> [What you have to do]
Quote the data below in full, minus the images.

>> Start Records for processing

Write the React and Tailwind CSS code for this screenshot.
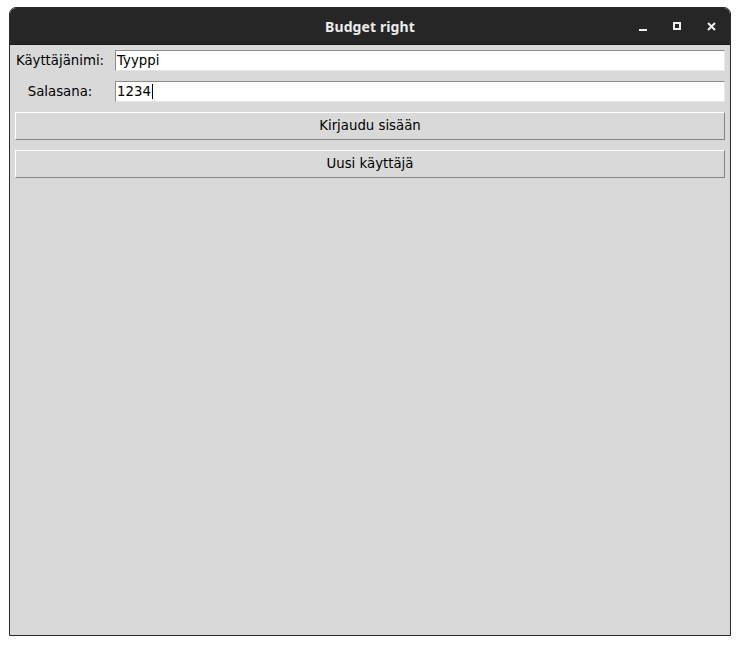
export default function App() {

    const uiFont = { fontFamily: '"DejaVu Sans", sans-serif' };

    return (

        <div className="w-[740px] h-[645px] bg-white pt-[7px] pl-[9px]" style={uiFont}>

            {/* WINDOW */}

            <div className="w-[722px] h-[629px] flex flex-col rounded-t-[7px] overflow-hidden border border-[#2b2b2b]">

                {/* TITLE BAR */}

                <div className="relative h-[37px] bg-[#262626] border-b border-[#1a1a1a] flex items-center justify-center">

                    <span className="text-[14px] font-bold text-[#ececec] tracking-[0.1px]" style={{ fontFamily: '"Noto Sans", "DejaVu Sans", sans-serif' }}>
                        Budget right
                    </span>

                    <div className="absolute right-[14px] top-0 h-full flex items-center gap-[26px]">

                        <div className="w-[8px] h-[8px] flex items-end">
                            <div className="w-[8px] h-[2px] bg-[#efefef] translate-y-[1px]"></div>
                        </div>

                        <div className="w-[8px] h-[8px] border-2 border-[#efefef]"></div>

                        <svg width="9" height="9" viewBox="0 0 9 9">
                            <path d="M1 1 L8 8 M8 1 L1 8" stroke="#efefef" strokeWidth="2" />
                        </svg>

                    </div>

                </div>

                {/* CONTENT */}

                <div className="flex-1 bg-[#d9d9d9] pt-[5px] px-[5px] flex flex-col gap-[10px] text-[13.3px] text-black">

                    <div className="grid grid-cols-[90px_1fr] gap-x-[10px] items-center">
                        <span className="text-center">Käyttäjänimi:</span>
                        <div className="h-[21px] bg-white border border-t-[#8c8c8c] border-l-[#8c8c8c] border-r-[#e8e8e8] border-b-[#e8e8e8] flex items-center pl-[1px]">
                            Tyyppi
                        </div>
                    </div>

                    <div className="grid grid-cols-[90px_1fr] gap-x-[10px] items-center">
                        <span className="text-center">Salasana:</span>
                        <div className="h-[21px] bg-white border border-t-[#8c8c8c] border-l-[#8c8c8c] border-r-[#e8e8e8] border-b-[#e8e8e8] flex items-center pl-[1px]">
                            1234
                            <span className="w-[1px] h-[15px] bg-black ml-[1px]"></span>
                        </div>
                    </div>

                    <button className="h-[28px] w-full bg-[#d9d9d9] border border-t-white border-l-white border-r-[#858585] border-b-[#858585]">
                        Kirjaudu sisään
                    </button>

                    <button className="h-[28px] w-full bg-[#d9d9d9] border border-t-white border-l-white border-r-[#858585] border-b-[#858585]">
                        Uusi käyttäjä
                    </button>

                </div>

            </div>

        </div>
    );
}
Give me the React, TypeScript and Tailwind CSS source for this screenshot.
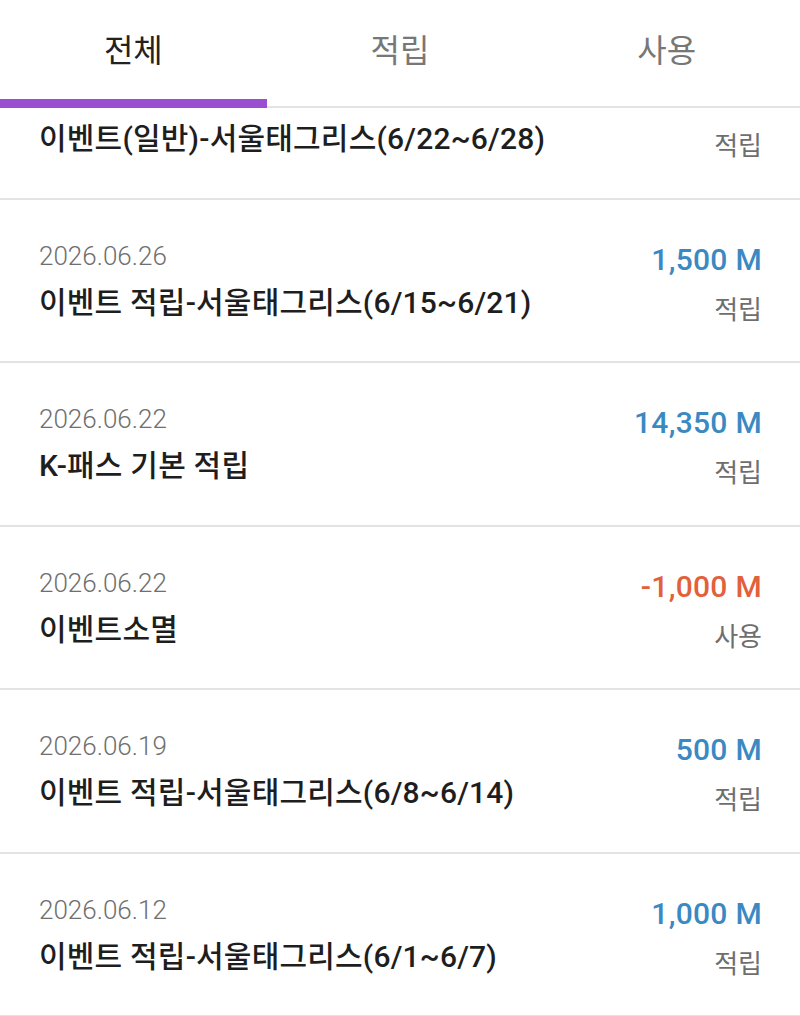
import React from 'react';

type Entry = {
  date?: string;
  title: string;
  amount?: string;
  kind: '적립' | '사용';
};

// first row is scrolled up under the tab bar, its date and amount are hidden
const entries: Entry[] = [
  { title: '이벤트(일반)-서울태그리스(6/22~6/28)', kind: '적립' },
  { date: '2026.06.26', title: '이벤트 적립-서울태그리스(6/15~6/21)', amount: '1,500 M', kind: '적립' },
  { date: '2026.06.22', title: 'K-패스 기본 적립', amount: '14,350 M', kind: '적립' },
  { date: '2026.06.22', title: '이벤트소멸', amount: '-1,000 M', kind: '사용' },
  { date: '2026.06.19', title: '이벤트 적립-서울태그리스(6/8~6/14)', amount: '500 M', kind: '적립' },
  { date: '2026.06.12', title: '이벤트 적립-서울태그리스(6/1~6/7)', amount: '1,000 M', kind: '적립' },
];

const tabs = ['전체', '적립', '사용'];

export default function App() {
  const [active, setActive] = React.useState(0);

  return (
    <div
      className="w-[800px] h-[1016px] bg-white flex flex-col overflow-hidden"
      style={{ fontFamily: "Roboto, 'Noto Sans CJK KR', sans-serif" }}
    >
      {/* Tabs */}
      <div className="relative z-10 h-[108px] shrink-0 bg-white border-b-2 border-[#e3e3e3] flex">
        {tabs.map((t, i) => (
          <button
            key={t}
            onClick={() => setActive(i)}
            className="relative flex-1 flex items-start justify-center pt-[29px]"
          >
            <span
              className={`text-[32px] leading-[44px] ${
                active === i ? 'text-[#222222]' : 'text-[#777777]'
              }`}
            >
              {t}
            </span>
            {active === i && (
              <span className="absolute left-0 right-0 bottom-[-2px] h-[9px] bg-[#9a4ed0]" />
            )}
          </button>
        ))}
      </div>

      {/* List (scrolled a little) */}
      <div className="flex-1 overflow-hidden">
        <div className="-mt-[72px]">
          {entries.map((e, i) => (
            <div
              key={i}
              className="h-[163.5px] border-b-2 border-[#e3e3e3] flex justify-between pl-[39px] pr-[38px] pt-[40px]"
            >
              <div className="flex flex-col">
                <span className="h-[32px] text-[26px] leading-[32px] font-light text-[#6f6f6f]">{e.date}</span>
                <span className="mt-[13px] text-[30px] leading-[36px] font-medium tracking-[0.2px] text-[#1e1e1e]">
                  {e.title}
                </span>
              </div>
              <div className="flex flex-col items-end mt-[2px]">
                <span
                  className={`h-[36px] text-[30px] leading-[36px] font-medium tracking-[0.3px] ${
                    e.amount?.startsWith('-') ? 'text-[#e2603a]' : 'text-[#3a89c3]'
                  }`}
                >
                  {e.amount}
                </span>
                <span className="mt-[16px] text-[26px] leading-[32px] text-[#6e6e6e]">
                  {e.kind}
                </span>
              </div>
            </div>
          ))}
        </div>
      </div>
    </div>
  );
}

>> End Records for processing

> [The completed task]
Write the React and Tailwind CSS code for this screenshot.
export default function App() {

    const uiFont = { fontFamily: '"DejaVu Sans", sans-serif' };

    return (

        <div className="w-[740px] h-[645px] bg-white pt-[7px] pl-[9px]" style={uiFont}>

            {/* WINDOW */}

            <div className="w-[722px] h-[629px] flex flex-col rounded-t-[7px] overflow-hidden border border-[#2b2b2b]">

                {/* TITLE BAR */}

                <div className="relative h-[37px] bg-[#262626] border-b border-[#1a1a1a] flex items-center justify-center">

                    <span className="text-[14px] font-bold text-[#ececec] tracking-[0.1px]" style={{ fontFamily: '"Noto Sans", "DejaVu Sans", sans-serif' }}>
                        Budget right
                    </span>

                    <div className="absolute right-[14px] top-0 h-full flex items-center gap-[26px]">

                        <div className="w-[8px] h-[8px] flex items-end">
                            <div className="w-[8px] h-[2px] bg-[#efefef] translate-y-[1px]"></div>
                        </div>

                        <div className="w-[8px] h-[8px] border-2 border-[#efefef]"></div>

                        <svg width="9" height="9" viewBox="0 0 9 9">
                            <path d="M1 1 L8 8 M8 1 L1 8" stroke="#efefef" strokeWidth="2" />
                        </svg>

                    </div>

                </div>

                {/* CONTENT */}

                <div className="flex-1 bg-[#d9d9d9] pt-[5px] px-[5px] flex flex-col gap-[10px] text-[13.3px] text-black">

                    <div className="grid grid-cols-[90px_1fr] gap-x-[10px] items-center">
                        <span className="text-center">Käyttäjänimi:</span>
                        <div className="h-[21px] bg-white border border-t-[#8c8c8c] border-l-[#8c8c8c] border-r-[#e8e8e8] border-b-[#e8e8e8] flex items-center pl-[1px]">
                            Tyyppi
                        </div>
                    </div>

                    <div className="grid grid-cols-[90px_1fr] gap-x-[10px] items-center">
                        <span className="text-center">Salasana:</span>
                        <div className="h-[21px] bg-white border border-t-[#8c8c8c] border-l-[#8c8c8c] border-r-[#e8e8e8] border-b-[#e8e8e8] flex items-center pl-[1px]">
                            1234
                            <span className="w-[1px] h-[15px] bg-black ml-[1px]"></span>
                        </div>
                    </div>

                    <button className="h-[28px] w-full bg-[#d9d9d9] border border-t-white border-l-white border-r-[#858585] border-b-[#858585]">
                        Kirjaudu sisään
                    </button>

                    <button className="h-[28px] w-full bg-[#d9d9d9] border border-t-white border-l-white border-r-[#858585] border-b-[#858585]">
                        Uusi käyttäjä
                    </button>

                </div>

            </div>

        </div>
    );
}
Give me the React, TypeScript and Tailwind CSS source for this screenshot.
import React from 'react';

type Entry = {
  date?: string;
  title: string;
  amount?: string;
  kind: '적립' | '사용';
};

// first row is scrolled up under the tab bar, its date and amount are hidden
const entries: Entry[] = [
  { title: '이벤트(일반)-서울태그리스(6/22~6/28)', kind: '적립' },
  { date: '2026.06.26', title: '이벤트 적립-서울태그리스(6/15~6/21)', amount: '1,500 M', kind: '적립' },
  { date: '2026.06.22', title: 'K-패스 기본 적립', amount: '14,350 M', kind: '적립' },
  { date: '2026.06.22', title: '이벤트소멸', amount: '-1,000 M', kind: '사용' },
  { date: '2026.06.19', title: '이벤트 적립-서울태그리스(6/8~6/14)', amount: '500 M', kind: '적립' },
  { date: '2026.06.12', title: '이벤트 적립-서울태그리스(6/1~6/7)', amount: '1,000 M', kind: '적립' },
];

const tabs = ['전체', '적립', '사용'];

export default function App() {
  const [active, setActive] = React.useState(0);

  return (
    <div
      className="w-[800px] h-[1016px] bg-white flex flex-col overflow-hidden"
      style={{ fontFamily: "Roboto, 'Noto Sans CJK KR', sans-serif" }}
    >
      {/* Tabs */}
      <div className="relative z-10 h-[108px] shrink-0 bg-white border-b-2 border-[#e3e3e3] flex">
        {tabs.map((t, i) => (
          <button
            key={t}
            onClick={() => setActive(i)}
            className="relative flex-1 flex items-start justify-center pt-[29px]"
          >
            <span
              className={`text-[32px] leading-[44px] ${
                active === i ? 'text-[#222222]' : 'text-[#777777]'
              }`}
            >
              {t}
            </span>
            {active === i && (
              <span className="absolute left-0 right-0 bottom-[-2px] h-[9px] bg-[#9a4ed0]" />
            )}
          </button>
        ))}
      </div>

      {/* List (scrolled a little) */}
      <div className="flex-1 overflow-hidden">
        <div className="-mt-[72px]">
          {entries.map((e, i) => (
            <div
              key={i}
              className="h-[163.5px] border-b-2 border-[#e3e3e3] flex justify-between pl-[39px] pr-[38px] pt-[40px]"
            >
              <div className="flex flex-col">
                <span className="h-[32px] text-[26px] leading-[32px] font-light text-[#6f6f6f]">{e.date}</span>
                <span className="mt-[13px] text-[30px] leading-[36px] font-medium tracking-[0.2px] text-[#1e1e1e]">
                  {e.title}
                </span>
              </div>
              <div className="flex flex-col items-end mt-[2px]">
                <span
                  className={`h-[36px] text-[30px] leading-[36px] font-medium tracking-[0.3px] ${
                    e.amount?.startsWith('-') ? 'text-[#e2603a]' : 'text-[#3a89c3]'
                  }`}
                >
                  {e.amount}
                </span>
                <span className="mt-[16px] text-[26px] leading-[32px] text-[#6e6e6e]">
                  {e.kind}
                </span>
              </div>
            </div>
          ))}
        </div>
      </div>
    </div>
  );
}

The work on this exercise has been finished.